Tim’s own mobile phone is a godsend to him, planning greyhound fixtures for example. One message includes a photo of nephew Philip leading one of Denis Hogan’s horses at Doncaster. While replying to confirm the time for the pre-Christmas visit and smiling at the wonder of this 84-year-old WhatsApp wizard, what lands on the windowsill outside but a robin. Coincidence of course.

“Philip never liked having his photo taken. He seldom got into a photo. If anything he’d turn his back to the camera.”

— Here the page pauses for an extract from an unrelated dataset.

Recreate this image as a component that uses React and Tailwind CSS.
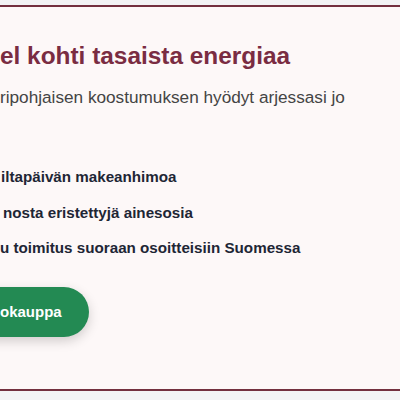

A most amazing set of photo albums, taken by Silvia Röösli and featuring the most complete collection of Philip’s stallions, show he did not always turn his back to the camera. Photo albums were one way Philip was paid or repaid. Bales of hay; pups; 3,500 words; a freshly caught salmon from the river Moy, brought by Captain Clover’s breeder Cormac Hanley, are others.

With the post-Dick Jennings era followed by central inspections for stallions, there were fewer registered stallions at Ringroe. Matt Page was absolutely correct when he said at the 2016 stallion inspections that Clover Hill would not pass today.

“Dick Jennings was a man with common sense. A man you can negotiate with is a great man. Other people in his position would just say, ‘He’s a half-bred’ but we were just pointing out that horse [Clover Hill] does not look like a half-bred horse,” Tim emphasised.

Times have changed and Irish breeding has moved on. “There’s not so many horses being bred locally now,” he added. “The world is a different place now, everyone is in a hurry.”

The legacy of those years is not so much seen at Ringroe, where the yard has mostly gone back to nature. As a man of nature, Philip would approve of this. The legacy is seen wider afield such as 27 approved stallion sons, a Swedish horse farm named after a Clover Hill mare, stables, land and jeeps bought and third level education paid for on the back of profitable times. The same knot of loyal breeders, including Willie Nicholas and retired Mayo postman Peter McHugh, still turn up at his anniversary Mass.

Heenan, either wearing a tweed jacket, dustcoat or oilskins, depending on the season and often with a bag of Emerald sweets in a pocket, held the key to many puzzles. For example, the mystery of Ballaghmor Class’s dam would have been solved in seconds with his encyclopaedic knowledge.

He was of his time but what a time; one of characters, profits and success stories in Irish breeding.